# [Written exercise]
Using the listing below, extract each line that has the word "components" in it.

# [Raw data]
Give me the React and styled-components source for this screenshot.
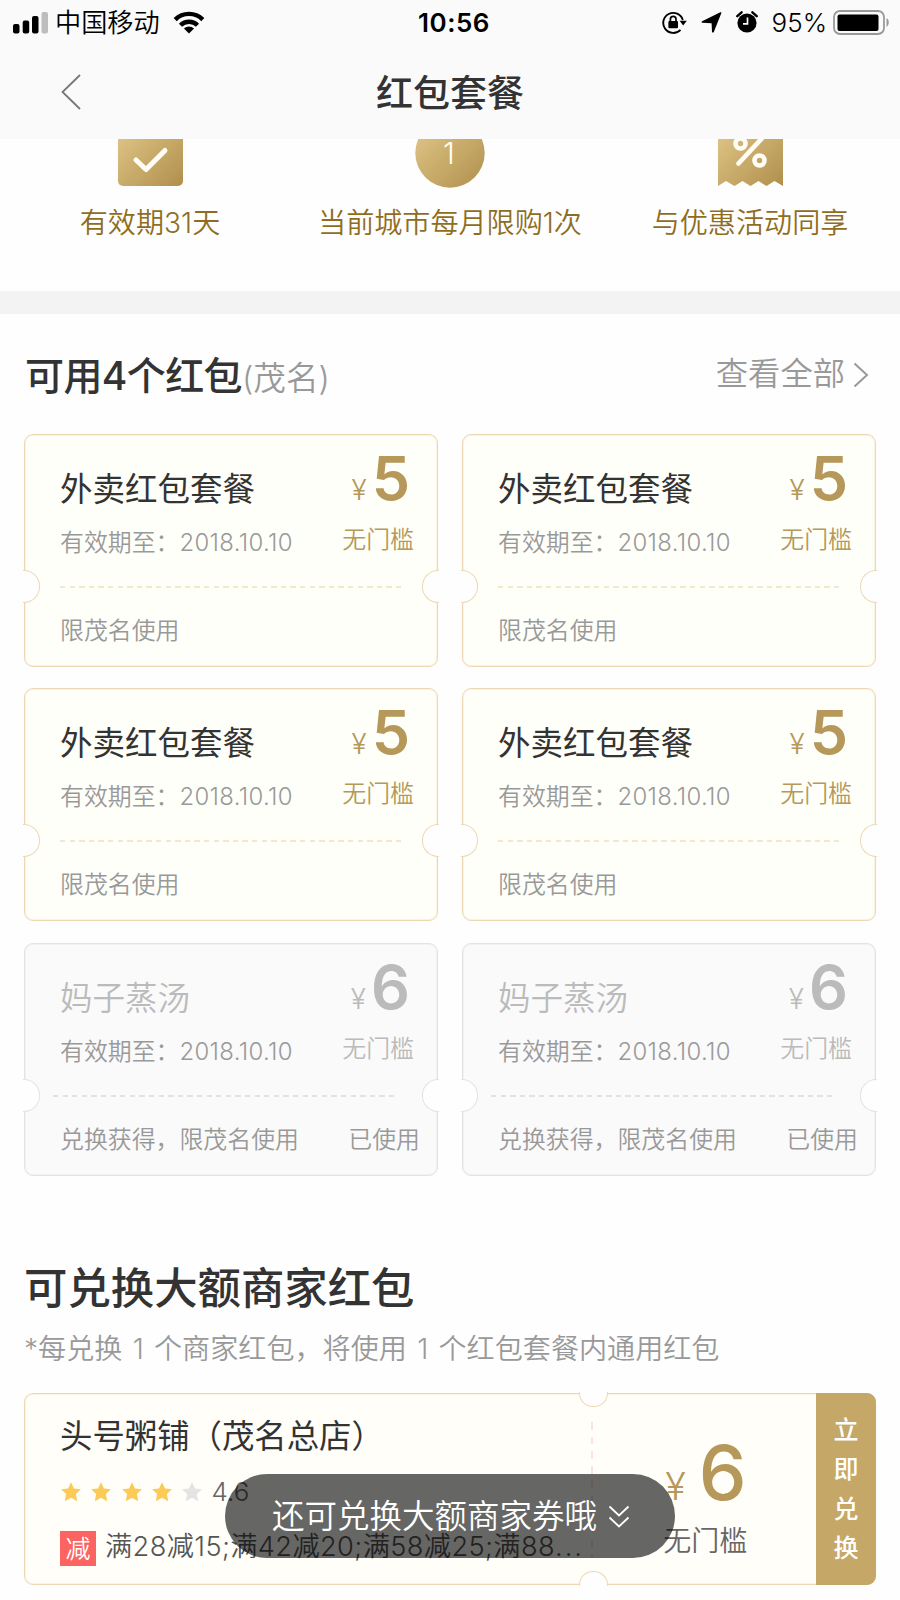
import React from 'react';
import styled, { createGlobalStyle, css } from 'styled-components';

const GlobalStyle = createGlobalStyle`
  * { box-sizing: border-box; }

  body {
    margin: 0;
    background: #fff;
    color: #333;
    font-family: Inter, 'Noto Sans CJK SC', sans-serif;
    font-weight: 350;
  }
`;

const Page = styled.div`
  position: relative;
  width: 900px;
  height: 1600px;
  overflow: hidden;
  background: #fefefe;
`;

const Header = styled.header`
  height: 139px;
  background: #fafafa;
`;

const StatusBar = styled.div`
  display: grid;
  grid-template-columns: 300px 1fr 300px;
  align-items: center;
  height: 46px;
  color: #000;
  line-height: 46px;
`;

const StatusLeft = styled.div`
  display: flex;
  align-items: center;
  padding-left: 13px;
  font-size: 26.2px;

  .signal { margin: -2px 7px 0 0; }
  .wifi { margin: -2px 0 0 13px; }
`;

const Clock = styled.div`
  padding-left: 8px;
  text-align: center;
  font-size: 26px;
  font-weight: 600;
  letter-spacing: 0.5px;
`;

const StatusRight = styled.div`
  display: flex;
  align-items: center;
  justify-content: flex-end;
  padding-right: 10px;
  font-size: 26px;

  svg { margin-top: -2px; }
  .lock { margin-right: 14px; }
  .arrow { margin-right: 14px; }
  .alarm { margin-right: 14px; }
  .battery { margin-left: 6px; }
`;

const NavBar = styled.nav`
  display: grid;
  grid-template-columns: 100px 1fr 100px;
  align-items: center;
  height: 93px;

  svg { margin: -2px 0 0 60px; }
`;

const NavTitle = styled.h1`
  margin: 2px 0 0;
  text-align: center;
  font-size: 37px;
  font-weight: 500;
  line-height: 54px;
`;

const Perks = styled.section`
  display: grid;
  grid-template-columns: 300px 300px 300px;
  height: 152px;
`;

const Perk = styled.div`
  display: flex;
  flex-direction: column;
  align-items: center;
  color: #8f6d1f;
  font-size: 28.1px;
  line-height: 40px;
  white-space: nowrap;

  svg { display: block; margin-bottom: 14px; }
`;

const Divider = styled.div`
  height: 23px;
  background: #f3f3f3;
`;

const SectionHead = styled.div`
  display: flex;
  justify-content: space-between;
  height: 120px;
  padding: 30px 31px 0 25px;
`;

const SectionTitle = styled.h2`
  margin: 0;
  padding-top: 1px;
  font-size: ${({ $size }) => $size}px;
  font-weight: 500;
  line-height: 62px;
  letter-spacing: ${({ $tight }) => ($tight ? '-0.6px' : '0')};

  span {
    color: #999;
    font-size: 32.6px;
    font-weight: 350;
    letter-spacing: 0;
  }
`;

const MoreLink = styled.a`
  display: flex;
  align-items: center;
  height: 58px;
  margin-top: -2px;
  color: #999;
  font-size: 32.3px;

  svg { margin: 8px 0 0 8px; }
`;

const CouponGrid = styled.div`
  display: grid;
  grid-template-columns: 414px 414px;
  grid-auto-rows: 233px;
  gap: 21.4px 24px;
  padding-left: 24px;
`;

const ticket = css`
  position: relative;
  border: 1px solid ${({ $used }) => ($used ? '#e3e3e3' : '#ecd9b4')};
  border-radius: 9px;
  background: ${({ $used }) => ($used ? '#fafafa' : '#fffffa')};
  box-shadow: inset 0 0 0 1px ${({ $used }) => ($used ? '#f2f2f2' : '#fbf3e2')};

  &::before,
  &::after {
    content: '';
    position: absolute;
    border: 1.5px solid ${({ $used }) => ($used ? '#e3e3e3' : '#ecd9b4')};
    background: #fefefe;
  }
`;

const CouponCard = styled.article`
  ${ticket}
  display: flex;
  flex-direction: column;

  &::before,
  &::after {
    top: 135px;
    width: 16px;
    height: 31px;
  }

  &::before {
    left: -2px;
    border-left: 0;
    border-radius: 0 16px 16px 0;
  }

  &::after {
    right: -2px;
    border-right: 0;
    border-radius: 16px 0 0 16px;
  }
`;

const CouponTop = styled.div`
  display: flex;
  justify-content: space-between;
  height: 151px;
  padding: 0 23px 0 35px;
`;

const CouponInfo = styled.div`
  h3 {
    margin: 31px 0 0;
    color: ${({ $used }) => ($used ? '#bbb' : '#333')};
    font-size: 32.5px;
    font-weight: ${({ $used }) => ($used ? 350 : 380)};
    line-height: 48px;
  }

  p {
    margin: 11px 0 0;
    color: #999;
    font-size: 23.9px;
    line-height: 36px;
    white-space: nowrap;
  }

  time { letter-spacing: 0.35px; }
`;

const CouponValue = styled.div`
  display: flex;
  flex-direction: column;
  align-items: flex-end;
  color: ${({ $used }) => ($used ? '#bbb' : '#b5985a')};

  div {
    display: flex;
    align-items: baseline;
    height: 66px;
    margin: 10px 6px 0 0;
    font-family: Inter, sans-serif;
    line-height: 66px;
  }

  small {
    margin-right: 5px;
    font-size: 28px;
  }

  strong {
    font-size: 61px;
    font-weight: 600;
    letter-spacing: -2px;
  }

  p {
    margin: 12px 0 0;
    font-size: 23.9px;
    line-height: 34px;
  }
`;

const DashedRule = styled.div`
  height: 2px;
  width: 341px;
  margin-left: ${({ $used }) => ($used ? 28 : 35)}px;
  background: repeating-linear-gradient(
    90deg,
    ${({ $used }) => ($used ? '#e2e2e2' : '#f2e8cd')} 0 5.3px,
    transparent 5.3px 9.6px
  );
`;

const CouponFoot = styled.div`
  display: flex;
  justify-content: space-between;
  padding: 25px 17px 0 35px;
  color: #999;
  font-size: 23.9px;
  line-height: 36px;
`;

const Redeem = styled.section`
  padding: 80px 24px 0;
`;

const RedeemNote = styled.p`
  margin: 9px 0 0;
  color: #999;
  font-size: 28.1px;
  line-height: 42px;
  word-spacing: 2.4px;
  white-space: nowrap;
`;

const MerchantCard = styled.article`
  ${ticket}
  display: flex;
  height: 192px;
  margin-top: 23px;
  background: #fffef9;

  &::before,
  &::after {
    left: 554px;
    width: 27px;
    height: 14px;
  }

  &::before {
    top: -2px;
    border-top: 0;
    border-radius: 0 0 14px 14px;
  }

  &::after {
    bottom: -2px;
    border-bottom: 0;
    border-radius: 14px 14px 0 0;
  }
`;

const MerchantInfo = styled.div`
  width: 567px;
  padding: 20px 0 0 35px;

  h3 {
    margin: 0;
    font-size: 32.4px;
    font-weight: 380;
    line-height: 46px;
  }
`;

const Rating = styled.div`
  display: flex;
  align-items: center;
  gap: 10.3px;
  height: 30px;
  margin: 17px 0 0 1px;
  color: #666;
  font-size: 26px;

  span { margin-left: -1px; }
`;

const Promo = styled.div`
  display: flex;
  align-items: center;
  margin-top: 21px;
  color: #555;
  font-size: 27.2px;
  line-height: 38px;
  letter-spacing: 0.4px;
  white-space: nowrap;

  b {
    width: 36px;
    height: 35px;
    margin: 3px 9px 0 0;
    background: #fb6460;
    color: #fff;
    font-size: 25px;
    font-weight: 350;
    line-height: 37px;
    letter-spacing: 0;
    text-align: center;
  }

  i {
    font-style: normal;
    letter-spacing: 2px;
  }
`;

const VerticalRule = styled.div`
  width: 2px;
  height: 136px;
  margin-top: 28px;
  background: repeating-linear-gradient(180deg, #fbe3df 0 7.5px, transparent 7.5px 14.7px);
`;

const MerchantValue = styled.div`
  width: 223px;
  padding: 34px 0 0 71px;
  color: #b5985a;

  div {
    display: flex;
    align-items: baseline;
    height: 88px;
    font-family: Inter, sans-serif;
    line-height: 88px;
  }

  small {
    margin: 0 13px 0 1px;
    font-size: 38px;
  }

  strong {
    font-size: 76px;
    font-weight: 550;
  }

  p {
    margin: 5px 0 0 -1px;
    color: #666;
    font-size: 28px;
    line-height: 40px;
  }
`;

const RedeemButton = styled.button`
  display: flex;
  flex-direction: column;
  align-items: center;
  width: 60px;
  height: 192px;
  margin: -1px -1px 0 0;
  padding: 18px 0 0;
  border: 0;
  border-radius: 0 9px 9px 0;
  background: #c5a768;
  color: #fff;
  font-family: inherit;
  font-size: 25px;
  font-weight: 500;
  line-height: 39.4px;
`;

const Toast = styled.div`
  position: absolute;
  left: 225px;
  top: 1474px;
  display: flex;
  align-items: center;
  width: 450px;
  height: 84px;
  padding: 0 0 6px 47px;
  border-radius: 42px;
  background: rgba(0, 0, 0, 0.6);
  color: #fff;
  font-size: 32.5px;
  white-space: nowrap;

  svg { margin: 8px 0 0 11px; }
`;

const coupons = [
  { name: '外卖红包套餐', amount: 5, note: '限茂名使用' },
  { name: '外卖红包套餐', amount: 5, note: '限茂名使用' },
  { name: '外卖红包套餐', amount: 5, note: '限茂名使用' },
  { name: '外卖红包套餐', amount: 5, note: '限茂名使用' },
  { name: '妈子蒸汤', amount: 6, note: '兑换获得，限茂名使用', used: true },
  { name: '妈子蒸汤', amount: 6, note: '兑换获得，限茂名使用', used: true },
];

const SignalIcon = () => (
  <svg className="signal" width="35" height="23" viewBox="0 0 35 23">
    <rect x="0" y="13" width="6.5" height="9.5" rx="2" />
    <rect x="9.7" y="9.5" width="6.5" height="13" rx="2" />
    <rect x="19" y="5" width="6.5" height="17.5" rx="2" />
    <rect x="28.5" y="1" width="6.5" height="21.5" rx="2" fill="#bdbdbd" />
  </svg>
);

const WifiIcon = () => (
  <svg className="wifi" width="32" height="23" viewBox="0 0 32 23">
    <g fill="none" stroke="#000" strokeWidth="4.4">
      <path d="M2.2 8.6a19.6 19.6 0 0 1 27.6 0" />
      <path d="M7.5 14.2a12.1 12.1 0 0 1 17 0" />
    </g>
    <path d="M10.9 17.6a7.4 7.4 0 0 1 10.2 0L16 22.6z" />
  </svg>
);

const LockIcon = () => (
  <svg className="lock" width="25" height="23" viewBox="0 0 25 23">
    <path d="M18.5 18.8a10 10 0 1 1 2.3-9.8" fill="none" stroke="#000" strokeWidth="1.9" />
    <path d="M17.6 9.8h7.2l-3.6 4.6z" />
    <rect x="6.4" y="10" width="9.6" height="7.2" rx="1" />
    <path d="M8.4 10.5V8.2a2.8 2.8 0 0 1 5.6 0v2.3" fill="none" stroke="#000" strokeWidth="1.7" />
  </svg>
);

const ArrowIcon = () => (
  <svg className="arrow" width="21" height="21" viewBox="0 0 21 21">
    <path d="M20.3 1.2 12.8 20c-.4.9-1.8.7-1.8-.3L10.600 11.300 1.400 10.800c-1.100 0-1.300-1-.3-1.500L19.300.3c.8-.3 1.300.2 1 .9z" />
  </svg>
);

const AlarmIcon = () => (
  <svg className="alarm" width="22" height="22" viewBox="0 0 22 22">
    <circle cx="11" cy="12" r="9.6" />
    <path d="M1.3 5.2 5.6 1.3M20.7 5.2 16.4 1.3" stroke="#000" strokeWidth="2.4" strokeLinecap="round" />
    <path d="M11.5 6.5v6.3H7" fill="none" stroke="#fafafa" strokeWidth="1.7" />
  </svg>
);

const BatteryIcon = () => (
  <svg className="battery" width="57" height="25" viewBox="0 0 57 25">
    <rect x="1" y="1" width="50" height="23" rx="6" fill="none" stroke="#999" strokeWidth="1.8" />
    <rect x="4.5" y="4.5" width="41" height="16.5" rx="2" />
    <path d="M53.5 8.3c3 1 3 7.4 0 8.4z" fill="#999" />
  </svg>
);

// shared gold fill for the three perk icons
const Gold = ({ id }) => (
  <defs>
    <linearGradient id={id} x1="0" y1="0" x2="1" y2="1">
      <stop offset="0" stopColor="#e3ca8c" />
      <stop offset="1" stopColor="#b08f4c" />
    </linearGradient>
  </defs>
);

const CheckPerkIcon = () => (
  <svg width="65" height="50" viewBox="0 0 65 50">
    <Gold id="gold-check" />
    <rect y="-18" width="65" height="65" rx="5" fill="url(#gold-check)" />
    <path d="M18 21 28 30.5 47 11.5" fill="none" stroke="#fffdf6" strokeWidth="5" strokeLinecap="round" strokeLinejoin="round" />
  </svg>
);

const OncePerkIcon = () => (
  <svg width="70" height="50" viewBox="0 0 70 50">
    <Gold id="gold-once" />
    <circle cx="35" cy="14" r="34.7" fill="url(#gold-once)" />
    <text x="34" y="24.5" fill="#fffdf6" fontSize="30" textAnchor="middle">1</text>
  </svg>
);

const PercentPerkIcon = () => (
  <svg width="65" height="50" viewBox="0 0 65 50">
    <Gold id="gold-percent" />
    <path d="M0-18H65V47L56.5 42 48.5 47 40.5 42 32.5 47 24.5 42 16.5 47 8 42 0 47z" fill="url(#gold-percent)" />
    <g fill="none" stroke="#fffdf6" strokeWidth="4.6">
      <circle cx="22.5" cy="4.5" r="5" />
      <circle cx="41.5" cy="21.5" r="5" />
      <path d="M46-3 20.5 24.5" strokeLinecap="round" />
    </g>
  </svg>
);

const Star = ({ on }) => (
  <svg width="20" height="20" viewBox="0 0 20 20">
    <path
      d="M10 .2 13 6.6 19.900 7.300 14.900 12 16.200 19.200 10 15.800 3.800 19.200 5.100 12 .1 7.300 7 6.600z"
      fill={on ? '#fccb57' : '#e4e4e4'}
    />
  </svg>
);

const Coupon = ({ name, amount, note, used }) => (
  <CouponCard $used={used}>
    <CouponTop>
      <CouponInfo $used={used}>
        <h3>{name}</h3>
        <p>有效期至：<time>2018.10.10</time></p>
      </CouponInfo>
      <CouponValue $used={used}>
        <div><small>¥</small><strong>{amount}</strong></div>
        <p>无门槛</p>
      </CouponValue>
    </CouponTop>
    <DashedRule $used={used} />
    <CouponFoot>
      <span>{note}</span>
      {used && <span>已使用</span>}
    </CouponFoot>
  </CouponCard>
);

const App = () => {
  return (
    <>
      <GlobalStyle />
      <Page>
        <Header>
          <StatusBar>
            <StatusLeft><SignalIcon /><span>中国移动</span><WifiIcon /></StatusLeft>
            <Clock>10:56</Clock>
            <StatusRight>
              <LockIcon /><ArrowIcon /><AlarmIcon /><span>95%</span><BatteryIcon />
            </StatusRight>
          </StatusBar>
          <NavBar>
            <svg width="22" height="38" viewBox="0 0 22 38">
              <path d="M20 2 2.5 19 20 36" fill="none" stroke="#777" strokeWidth="1.8" />
            </svg>
            <NavTitle>红包套餐</NavTitle>
          </NavBar>
        </Header>

        <Perks>
          <Perk><CheckPerkIcon />有效期31天</Perk>
          <Perk><OncePerkIcon />当前城市每月限购1次</Perk>
          <Perk><PercentPerkIcon />与优惠活动同享</Perk>
        </Perks>

        <Divider />

        <SectionHead>
          <SectionTitle $size={39} $tight>可用4个红包<span>(茂名)</span></SectionTitle>
          <MoreLink>
            查看全部
            <svg width="16" height="26" viewBox="0 0 16 26">
              <path d="M1.5 1.5 14 13 1.5 24.5" fill="none" stroke="#999" strokeWidth="2" />
            </svg>
          </MoreLink>
        </SectionHead>

        <CouponGrid>
          {coupons.map((coupon, i) => <Coupon key={i} {...coupon} />)}
        </CouponGrid>

        <Redeem>
          <SectionTitle $size={43.4}>可兑换大额商家红包</SectionTitle>
          <RedeemNote>*每兑换 1 个商家红包，将使用 1 个红包套餐内通用红包</RedeemNote>
          <MerchantCard>
            <MerchantInfo>
              <h3>头号粥铺（茂名总店）</h3>
              <Rating>
                {[1, 2, 3, 4, 5].map((n) => <Star key={n} on={n < 5} />)}
                <span>4.6</span>
              </Rating>
              <Promo><b>减</b>满28减15;满42减20;满58减25;满88<i>...</i></Promo>
            </MerchantInfo>
            <VerticalRule />
            <MerchantValue>
              <div><small>¥</small><strong>6</strong></div>
              <p>无门槛</p>
            </MerchantValue>
            <RedeemButton>
              <span>立</span><span>即</span><span>兑</span><span>换</span>
            </RedeemButton>
          </MerchantCard>
        </Redeem>

        <Toast>
          还可兑换大额商家券哦
          <svg width="22" height="24" viewBox="0 0 22 24">
            <path d="M1.5 1.5 11 10.5 20.5 1.5M1.5 12.5 11 21.5 20.5 12.5" fill="none" stroke="#fff" strokeWidth="1.8" />
          </svg>
        </Toast>
      </Page>
    </>
  );
};

export default App;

# [Output for this task]
Give me the React and styled-components source for this screenshot.
import styled, { createGlobalStyle, css } from 'styled-components';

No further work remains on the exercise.